Raised minimum wage has positive economic impact

At its current rate of $7.25, the federal minimum wage is both outdated and ineffective as a livable rate of pay.
The last time legislation was passed addressing this issue was in 2007. It  initially set the federal minimum wage at $5.85 with the final bump being in effect as of July 24, 2009.
The economy has seen a strong and constant tide of improvement in the past six years. We have recovered some jobs lost in the Great Recession. We have reaffirmed faith and credit in our banks and the auto industry, and we have made some real and legitimate progress in private sector job growth.
As I have been saying for years, the time is now. The desire to raise the minimum wage is resounding throughout the country, as 29 states have taken measures to ensure a higher minimum wage for citizens. That’s more than half the nation.
In the city of Seattle, minimum wage employees will enjoy an hourly pay of $15 once the wage legislation is fully enacted in 2021. Cities and states are not the only entities looking at minimum wage issues.
President Obama has taken initiative on this issue through his executive action by boosting federally contracted employees’ pay to $10.10 per hour.
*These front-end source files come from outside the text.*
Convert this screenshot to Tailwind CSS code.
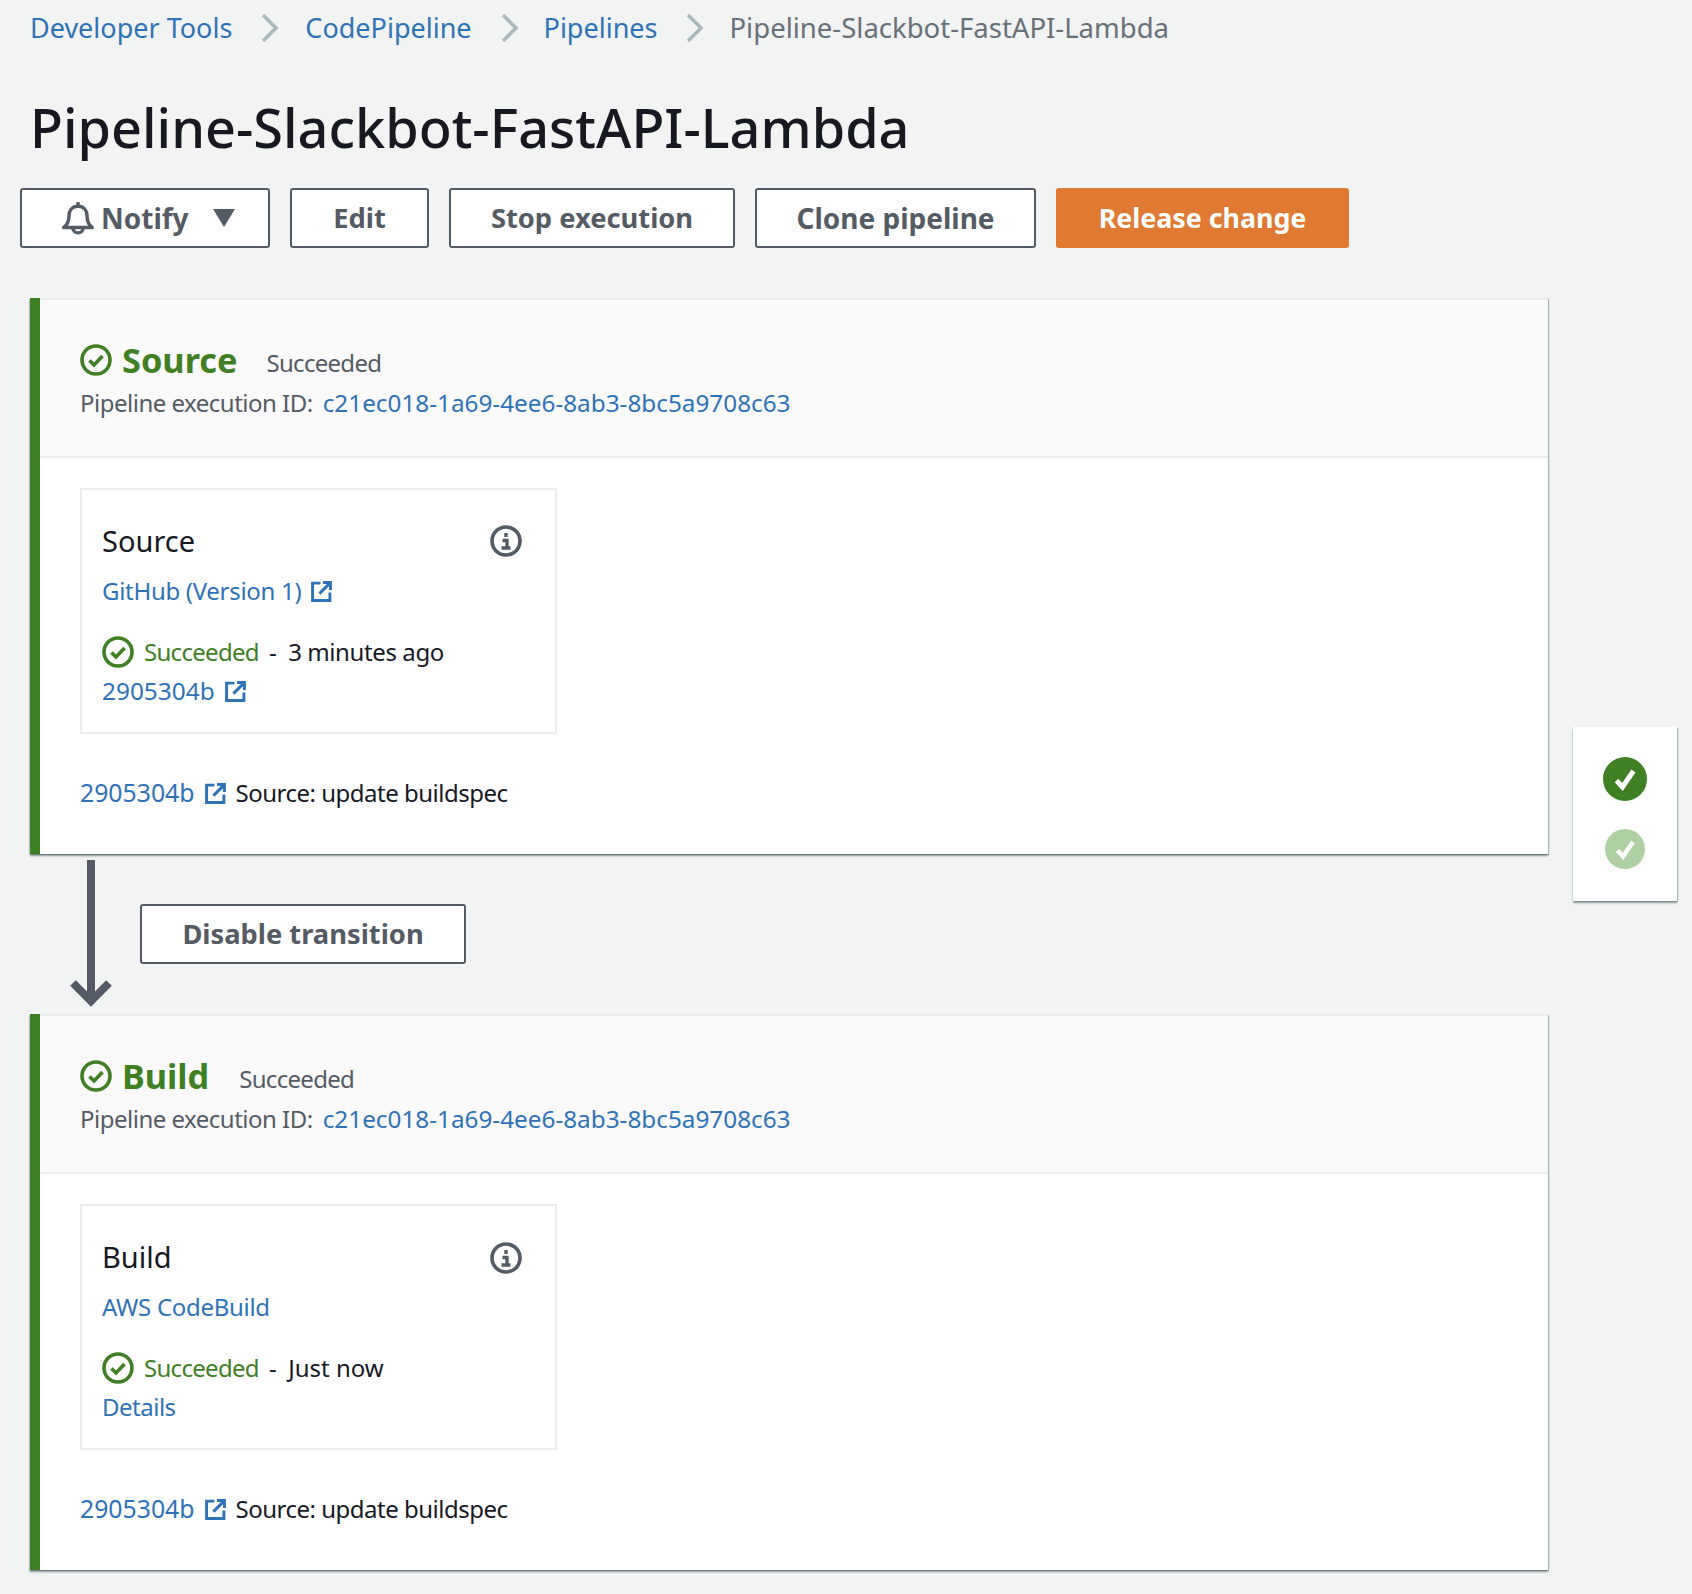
<!DOCTYPE html>
<html lang="en">
<head>
  <meta charset="UTF-8" />
  <title>Pipeline-Slackbot-FastAPI-Lambda</title>
  <script src="https://cdn.jsdelivr.net/npm/@tailwindcss/browser@4"></script>
</head>
<body class="bg-[#f2f3f3] font-['Noto_Sans',sans-serif] text-[#16191f]">
  <div class="w-[1692px] h-[1594px] overflow-hidden">
    <!-- breadcrumbs -->
    <nav class="h-14 pl-[30px] flex items-center text-[27px] text-[#2e73b8]">
      <a>Developer Tools</a>
      <svg class="ml-[29px] mr-[26px] w-[18px] h-[30px]" viewBox="0 0 18 30" fill="none" stroke="#aab7b8" stroke-width="3.5"><path d="M2 2l13 13L2 28"/></svg>
      <a>CodePipeline</a>
      <svg class="ml-[29px] mr-[25px] w-[18px] h-[30px]" viewBox="0 0 18 30" fill="none" stroke="#aab7b8" stroke-width="3.5"><path d="M2 2l13 13L2 28"/></svg>
      <a>Pipelines</a>
      <svg class="ml-[29px] mr-[25px] w-[18px] h-[30px]" viewBox="0 0 18 30" fill="none" stroke="#aab7b8" stroke-width="3.5"><path d="M2 2l13 13L2 28"/></svg>
      <span class="text-[27.5px] text-[#687078]">Pipeline-Slackbot-FastAPI-Lambda</span>
    </nav>

    <h1 class="mt-[36px] pl-[30px] h-[70px] leading-[70px] text-[54px] font-medium">Pipeline-Slackbot-FastAPI-Lambda</h1>

    <!-- actions -->
    <div class="mt-[26px] pl-5 flex gap-5 text-[27.3px] font-bold text-[#545b64]">
      <button class="w-[250px] h-[60px] bg-white border-2 border-[#545b64] rounded-[3px] flex items-center pl-[39px]">
        <svg class="w-[34px] h-[34px]" viewBox="0 0 32 32" fill="none" stroke="#545b64" stroke-width="3.2" stroke-linejoin="round"><path d="M2.5 25c4-3 5-7 5-11 0-5 3-9 8.500-9s8.500 4 8.500 9c0 4 1 8 5 11z"/><path d="M16 5V1"/><path d="M11 25a5 5 0 0 0 10 0"/></svg>
        <span class="ml-[6px] text-[28px]">Notify</span>
        <svg class="ml-[24px] w-[22px] h-[18px]" viewBox="0 0 22 18" fill="#545b64"><path d="M0 0h22L11 18z"/></svg>
      </button>
      <button class="w-[139px] h-[60px] bg-white border-2 border-[#545b64] rounded-[3px]">Edit</button>
      <button class="w-[286px] h-[60px] bg-white border-2 border-[#545b64] rounded-[3px]">Stop execution</button>
      <button class="w-[281px] h-[60px] bg-white border-2 border-[#545b64] rounded-[3px] text-[28px]">Clone pipeline</button>
      <button class="w-[293px] h-[60px] bg-[#e07a32] rounded-[3px] text-white text-[26.800px]">Release change</button>
    </div>

    <div class="mt-[50px] flex items-start">
      <div class="ml-[30px] w-[1518px]">
        <!-- source stage -->
        <section class="h-[556px] flex bg-white shadow-[0_2px_2px_0_rgba(0,28,36,0.4),1px_1px_1px_0_rgba(0,28,36,0.2),-1px_1px_1px_0_rgba(0,28,36,0.1)]">
          <div class="w-2.5 bg-[#3f8024]"></div>
          <div class="flex-1">
            <header class="h-[160px] pl-[40px] pt-[38px] bg-[#fafafa] border-t-2 border-b-2 border-[#eaeded] text-[24px] tracking-[-0.5px] text-[#545b64]">
              <div class="h-11 flex items-center">
                <svg class="w-8 h-8" viewBox="0 0 32 32" fill="none" stroke="#3f8024" stroke-width="3.6"><circle cx="16" cy="16" r="14"/><path d="M9.500 16.500l4.500 4.500 8.500-9"/></svg>
                <span class="ml-[10px] text-[34.3px] tracking-normal font-bold text-[#3f8024]">Source</span>
                <span class="ml-[29px] mt-[6px] tracking-[-0.7px]">Succeeded</span>
              </div>
              <div class="h-10 mt-px flex items-center">
                Pipeline execution ID:<a class="ml-[10px] text-[24.3px] tracking-normal text-[#2e73b8]">c21ec018-1a69-4ee6-8ab3-8bc5a9708c63</a>
              </div>
            </header>
            <div class="pl-[40px] pt-[30px] text-[24px] tracking-[-0.5px]">
              <div class="w-[477px] h-[246px] border-2 border-[#eaeded] pl-5 pr-[33px] pt-[31px]">
                <div class="h-10 flex items-center justify-between">
                  <span class="text-[29px] tracking-normal">Source</span>
                  <svg class="w-8 h-8" viewBox="0 0 32 32" fill="none" stroke="#545b64"><circle cx="16" cy="16" r="14" stroke-width="3.6"/><path d="M16 8v4M12.500 15.500H17V24M11.500 23h9" stroke-width="3.400"/></svg>
                </div>
                <div class="mt-[10px] h-10 flex items-center tracking-[-0.3px] text-[#2e73b8]">
                  GitHub (Version 1)
                  <svg class="ml-[10px] w-[21px] h-[21px]" viewBox="0 0 20 20" fill="none" stroke="#2e73b8" stroke-width="2.800"><path d="M9 2H1.500v16.500H18V11"/><path d="M8 12L18 2M11.500 1.500h7v7"/></svg>
                </div>
                <div class="mt-[21px] h-10 flex items-center">
                  <svg class="w-8 h-8" viewBox="0 0 32 32" fill="none" stroke="#3f8024" stroke-width="3.6"><circle cx="16" cy="16" r="14"/><path d="M9.500 16.500l4.500 4.500 8.500-9"/></svg>
                  <span class="ml-[10px] tracking-[-0.7px] text-[#3f8024]">Succeeded</span>
                  <span class="ml-[10px]">-</span>
                  <span class="ml-3 tracking-[-0.4px]">3 minutes ago</span>
                </div>
                <div class="h-[38px] flex items-center text-[24.4px] tracking-normal text-[#2e73b8]">
                  2905304b
                  <svg class="ml-[10px] w-[21px] h-[21px]" viewBox="0 0 20 20" fill="none" stroke="#2e73b8" stroke-width="2.800"><path d="M9 2H1.500v16.500H18V11"/><path d="M8 12L18 2M11.500 1.500h7v7"/></svg>
                </div>
              </div>
              <div class="mt-[39px] h-10 flex items-center">
                <a class="text-[24.8px] tracking-normal text-[#2e73b8]">2905304b</a>
                <svg class="ml-[10px] w-[21px] h-[21px]" viewBox="0 0 20 20" fill="none" stroke="#2e73b8" stroke-width="2.800"><path d="M9 2H1.500v16.500H18V11"/><path d="M8 12L18 2M11.500 1.500h7v7"/></svg>
                <span class="ml-[10px]">Source: update buildspec</span>
              </div>
            </div>
          </div>
        </section>

        <!-- transition -->
        <div class="h-[160px] flex items-start">
          <svg class="ml-10 mt-1.5 w-[42px] h-[148px]" viewBox="0 0 42 148" fill="none" stroke="#545b64" stroke-width="8"><path d="M21 0v142"/><path d="M3 123l18 18 18-18"/></svg>
          <button class="ml-7 mt-[50px] w-[326px] h-[60px] bg-white border-2 border-[#545b64] rounded-[3px] text-[27.3px] font-bold text-[#545b64]">Disable transition</button>
        </div>

        <!-- build stage -->
        <section class="h-[556px] flex bg-white shadow-[0_2px_2px_0_rgba(0,28,36,0.4),1px_1px_1px_0_rgba(0,28,36,0.2),-1px_1px_1px_0_rgba(0,28,36,0.1)]">
          <div class="w-2.5 bg-[#3f8024]"></div>
          <div class="flex-1">
            <header class="h-[160px] pl-[40px] pt-[38px] bg-[#fafafa] border-t-2 border-b-2 border-[#eaeded] text-[24px] tracking-[-0.5px] text-[#545b64]">
              <div class="h-11 flex items-center">
                <svg class="w-8 h-8" viewBox="0 0 32 32" fill="none" stroke="#3f8024" stroke-width="3.6"><circle cx="16" cy="16" r="14"/><path d="M9.500 16.500l4.500 4.500 8.500-9"/></svg>
                <span class="ml-[10px] text-[34.3px] tracking-normal font-bold text-[#3f8024]">Build</span>
                <span class="ml-[30px] mt-[6px] tracking-[-0.7px]">Succeeded</span>
              </div>
              <div class="h-10 mt-px flex items-center">
                Pipeline execution ID:<a class="ml-[10px] text-[24.3px] tracking-normal text-[#2e73b8]">c21ec018-1a69-4ee6-8ab3-8bc5a9708c63</a>
              </div>
            </header>
            <div class="pl-[40px] pt-[30px] text-[24px] tracking-[-0.5px]">
              <div class="w-[477px] h-[246px] border-2 border-[#eaeded] pl-5 pr-[33px] pt-[31px]">
                <div class="h-10 flex items-center justify-between">
                  <span class="text-[29px] tracking-normal">Build</span>
                  <svg class="w-8 h-8 mt-0.5" viewBox="0 0 32 32" fill="none" stroke="#545b64"><circle cx="16" cy="16" r="14" stroke-width="3.6"/><path d="M16 8v4M12.500 15.500H17V24M11.500 23h9" stroke-width="3.400"/></svg>
                </div>
                <div class="mt-[10px] h-10 flex items-center tracking-[-0.3px] text-[#2e73b8]">AWS CodeBuild</div>
                <div class="mt-[21px] h-10 flex items-center">
                  <svg class="w-8 h-8" viewBox="0 0 32 32" fill="none" stroke="#3f8024" stroke-width="3.6"><circle cx="16" cy="16" r="14"/><path d="M9.500 16.500l4.500 4.500 8.500-9"/></svg>
                  <span class="ml-[10px] tracking-[-0.7px] text-[#3f8024]">Succeeded</span>
                  <span class="ml-[10px]">-</span>
                  <span class="ml-3 tracking-normal">Just now</span>
                </div>
                <div class="h-[38px] flex items-center text-[#2e73b8]">Details</div>
              </div>
              <div class="mt-[39px] h-10 flex items-center">
                <a class="text-[24.8px] tracking-normal text-[#2e73b8]">2905304b</a>
                <svg class="ml-[10px] w-[21px] h-[21px]" viewBox="0 0 20 20" fill="none" stroke="#2e73b8" stroke-width="2.800"><path d="M9 2H1.500v16.500H18V11"/><path d="M8 12L18 2M11.500 1.500h7v7"/></svg>
                <span class="ml-[10px]">Source: update buildspec</span>
              </div>
            </div>
          </div>
        </section>
      </div>

      <!-- stage summary -->
      <aside class="ml-[25px] mt-[429px] w-[104px] h-[174px] bg-white flex flex-col items-center pt-[30px] shadow-[0_2px_2px_0_rgba(0,28,36,0.4),1px_1px_1px_0_rgba(0,28,36,0.2)]">
        <svg class="w-11 h-11" viewBox="0 0 44 44"><circle cx="22" cy="22" r="22" fill="#3f8024"/><path d="M13.500 23.500l6 6.500 11-16" fill="none" stroke="#fff" stroke-width="5"/></svg>
        <svg class="mt-[28px] w-10 h-10" viewBox="0 0 40 40"><circle cx="20" cy="20" r="20" fill="#afd0a2"/><path d="M12.500 21.500l5.500 6 10-14.500" fill="none" stroke="#fff" stroke-width="4.500"/></svg>
      </aside>
    </div>
  </div>
</body>
</html>
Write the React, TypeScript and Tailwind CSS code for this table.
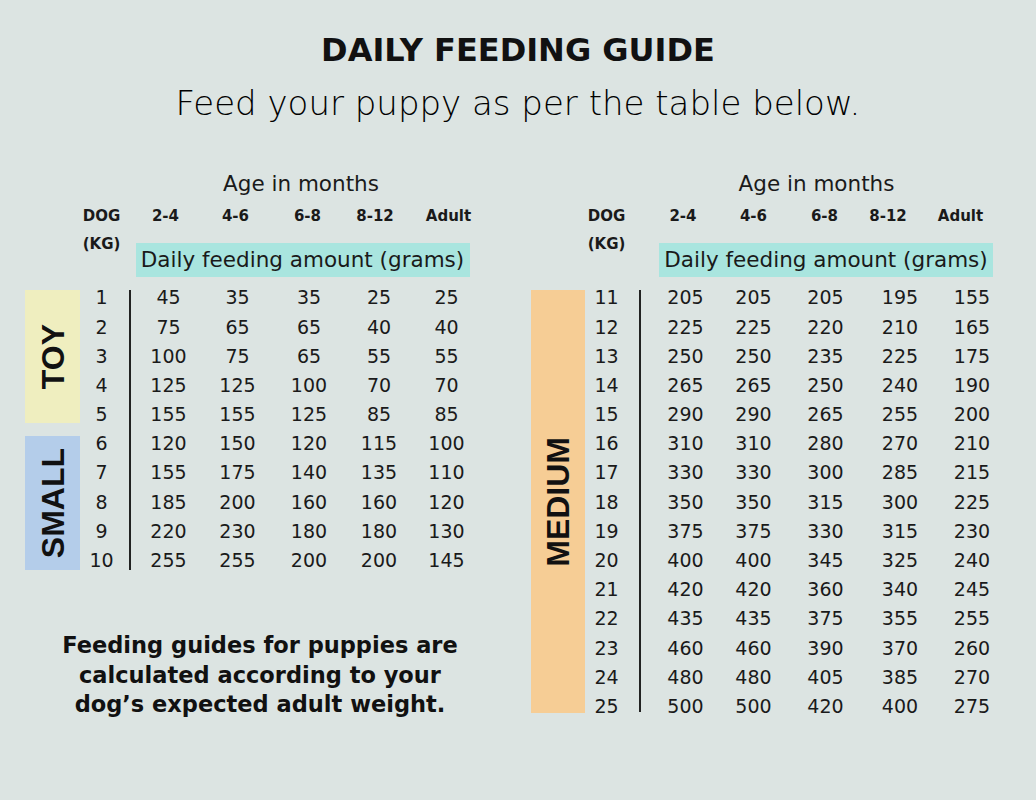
const LEFT_ROWS: [number, number[]][] = [
  [1, [45, 35, 35, 25, 25]],
  [2, [75, 65, 65, 40, 40]],
  [3, [100, 75, 65, 55, 55]],
  [4, [125, 125, 100, 70, 70]],
  [5, [155, 155, 125, 85, 85]],
  [6, [120, 150, 120, 115, 100]],
  [7, [155, 175, 140, 135, 110]],
  [8, [185, 200, 160, 160, 120]],
  [9, [220, 230, 180, 180, 130]],
  [10, [255, 255, 200, 200, 145]],
]

const RIGHT_ROWS: [number, number[]][] = [
  [11, [205, 205, 205, 195, 155]],
  [12, [225, 225, 220, 210, 165]],
  [13, [250, 250, 235, 225, 175]],
  [14, [265, 265, 250, 240, 190]],
  [15, [290, 290, 265, 255, 200]],
  [16, [310, 310, 280, 270, 210]],
  [17, [330, 330, 300, 285, 215]],
  [18, [350, 350, 315, 300, 225]],
  [19, [375, 375, 330, 315, 230]],
  [20, [400, 400, 345, 325, 240]],
  [21, [420, 420, 360, 340, 245]],
  [22, [435, 435, 375, 355, 255]],
  [23, [460, 460, 390, 370, 260]],
  [24, [480, 480, 405, 385, 270]],
  [25, [500, 500, 420, 400, 275]],
]

const AGES = ['2-4', '4-6', '6-8', '8-12', 'Adult']

// column widths are literal so tailwind picks them up
const LEFT_COLS = ['w-[67px]', 'w-[71px]', 'w-[72px]', 'w-[68px]', 'w-[67px]']
const LEFT_HEAD = ['w-[67px] pr-[6px]', 'w-[71px] pr-[4px]', 'w-[72px] pr-[3px]', 'w-[68px] pr-[8px]', 'w-[67px] pl-[4px]']
const RIGHT_COLS = ['w-[67px]', 'w-[69px]', 'w-[75px]', 'w-[74px]', 'w-[70px]']
const RIGHT_HEAD = ['w-[67px] pr-[5px]', 'w-[69px]', 'w-[75px] pr-[2px]', 'w-[74px] pr-[24px]', 'w-[70px] pr-[23px]']

function SideBox({ label, className }: { label: string; className: string }) {
  return (
    <div className={`flex items-center justify-center ${className}`}>
      <span className="rotate-180 font-['Liberation_Sans',Arial,sans-serif] text-[32px] font-bold leading-none text-[#111] [writing-mode:vertical-rl]">
        {label}
      </span>
    </div>
  )
}

function Table({
  rows,
  cols,
  heads,
  side,
  lead,
  kgPad,
  linePad,
  agePad,
  tealPad,
  lineBox,
}: {
  rows: [number, number[]][]
  cols: string[]
  heads: string[]
  side: React.ReactNode
  lead: string
  kgPad: string
  linePad: string
  agePad: string
  tealPad: string
  lineBox: string
}) {
  return (
    <div className="flex flex-col">
      {/* Age in months */}
      <div className="flex h-[32px]">
        <div className={lead} />
        <div className={`flex flex-1 items-center justify-center text-[21.5px] ${agePad}`}>Age in months</div>
      </div>

      {/* age headers */}
      <div className="flex h-[32px] items-center text-[15px] font-bold">
        <div className={kgPad} />
        <div className="w-[39px] text-center">DOG</div>
        <div className={linePad} />
        {AGES.map((a, i) => (
          <div key={a} className={`text-center ${heads[i]}`}>{a}</div>
        ))}
      </div>

      {/* (KG) + daily amount band */}
      <div className="flex h-[51px]">
        <div className={kgPad} />
        <div className="h-[24px] w-[39px] text-center text-[15px] font-bold leading-[24px]">(KG)</div>
        <div className={linePad} />
        <div className={`pt-[11px] ${tealPad}`}>
          <div className="flex h-[34px] w-[334px] items-center justify-center bg-[#a9e5df] text-[21.5px]">
            Daily feeding amount (grams)
          </div>
        </div>
      </div>

      {/* body */}
      <div className="flex">
        {side}
        <div className="w-[2px]" />
        <div className="flex w-[39px] flex-col">
          {rows.map(([kg]) => (
            <div key={kg} className="flex h-[29.2px] items-center justify-center text-[19px]">{kg}</div>
          ))}
        </div>
        <div className={lineBox}>
          <div className="h-full w-[1.5px] bg-[#222]" />
        </div>
        <div className="flex flex-col">
          {rows.map(([kg, vals]) => (
            <div key={kg} className="flex h-[29.2px] items-center text-[19px]">
              {vals.map((v, i) => (
                <div key={i} className={`text-center ${cols[i]}`}>{v}</div>
              ))}
            </div>
          ))}
        </div>
      </div>
    </div>
  )
}

export default function App() {
  return (
    <div className="h-[800px] w-[1036px] bg-[#dce4e2] font-['DejaVu_Sans',sans-serif] text-[#1a1a1a]">
      {/* Header */}
      <div className="pt-[30px] text-center">
        <h1 className="text-[32px] font-bold leading-[40px] text-[#111]">DAILY FEEDING GUIDE</h1>
        <p className="mt-[11px] text-[34px] font-extralight leading-[44px] text-black">Feed your puppy as per the table below.</p>
      </div>

      <div className="mt-[43px] flex">
        {/* Left: toy + small */}
        <div className="ml-[25px] flex w-[455px] flex-col">
          <Table
            rows={LEFT_ROWS}
            cols={LEFT_COLS}
            heads={LEFT_HEAD}
            lead="w-[110px]"
            kgPad="w-[57px]"
            linePad="w-[14px]"
            agePad="pr-[13px]"
            tealPad="pl-[0.5px]"
            lineBox="flex w-[14px] pb-[5px] pl-[8px] pt-[7px]"
            side={
              <div className="flex w-[55px] flex-col">
                <SideBox label="TOY" className="mb-[6px] mt-[7px] h-[133px] bg-[#efeebf]" />
                <SideBox label="SMALL" className="mb-[5px] mt-[7px] h-[134px] bg-[#b4cdea]" />
              </div>
            }
          />
          <p className="mt-[56px] pl-[15px] text-center text-[22.5px] font-bold leading-[29.5px] text-[#111]">
            Feeding guides for puppies are
            <br />
            calculated according to your
            <br />
            dog’s expected adult weight.
          </p>
        </div>

        {/* Right: medium */}
        <div className="ml-[51px] flex w-[476px] flex-col">
          <Table
            rows={RIGHT_ROWS}
            cols={RIGHT_COLS}
            heads={RIGHT_HEAD}
            lead="w-[121px]"
            kgPad="w-[56px]"
            linePad="w-[26px]"
            agePad="pr-[26px]"
            tealPad="pl-[7px]"
            lineBox="flex w-[26px] pb-[9px] pl-[13px] pt-[7px]"
            side={
              <div className="flex w-[54px] flex-col">
                <SideBox label="MEDIUM" className="mb-[8px] mt-[7px] h-[423px] bg-[#f6cd95]" />
              </div>
            }
          />
        </div>
      </div>
    </div>
  )
}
It must be emphasized that an increase in the minimum wage has a real, significant impact in the lives of millions of workers throughout the country. Currently, there are roughly 13 million people working part-time or full-time jobs at the federal minimum wage. People with a basic knowledge of macroeconomics can easily recognize the benefits of a significant growth in real wages among 13 million workers. More accessible and disposable income is available when a worker is paid upfront.
Sequentially, this results in a greater willingness and ability to spend, which stimulates the overall economy and perpetuates growth. On a much larger scale, a potential minimum wage increase would result in a direct and positive impact on the economy. Consumer spending is the engine that powers the economy locomotive. If that engine gets a boost as a result of an increase in disposable income for minimum wage employees across the nation, then this nation will see significant improvements in nearly every facet of the economy.
These improvements are not seen just on a spreadsheet. These are fully tangible and recognizable in the lives of those who previously were living below the federal poverty line. A single mother working multiple jobs and struggling to get by with two kids in college would appreciate the newfound comfort offered by these improvements. A newly graduated college student temporarily working at a low paying job might find it easier to pay the monthly bills if minimum wage is increased.
Despite the benefits and the positive motives for an increase in the minimum wage, there are those who would denounce any kind of significant raise and would, in some cases, prefer to see the minimum wage abolished altogether. The opposition would argue that the minimum wage has negative effects on the labor market and the economy as a whole that are not adequately or frequently discussed.
The problem however, is the lack of any empirical evidence that a minimum wage bump will have a considerably harmful consequence on the economy.
Throughout the whole of U.S. history, there has not been a case where an increase in the minimum wage has unilaterally led to significant decreases in overall employment, or has had adverse effects on the overall prices of goods. Some also argue that inflation will disproportionately intensify in the wake of an increase in the minimum wage rate and balloon the prices of goods and services, reducing purchasing power for everyone across the board. The current inflation rate is roughly 1.12 percent, and the direct impact a bump in the minimum wage rate would undoubtedly be neither significant nor evident.
Despite the preponderance of evidence that a minimum wage increase would be overwhelmingly positive for the economy as a whole, with negligible, if any, negative consequence, there remains a steadfast opposition to any proposed raise.
For the past two years, Democrats in both houses of Congress have attempted to pass legislation increasing the minimum wage to $9 and $10.10 in 2013 and 2014, respectively.
Additionally, President Obama called for an increase in the minimum wage in all of his State of the Union addresses since winning re-election in 2012. All these attempts have failed.
The Republican majority once solely enjoyed in the House of Representatives is now extended to the Senate.  The Republicans are unlikely to budge from their stance on opposing any and all minimum wage increases.
No parent should have to come home from work and worry whether or not their children will go to bed hungry because there was simply not enough in Friday’s paycheck to afford enough food that evening. In the Land of Opportunity, we cannot, with a clear conscience and an a honest heart, financially stymie our minimum wage workforce by sending them home with an outdated, out-of-touch, and frankly outrageous rate of pay.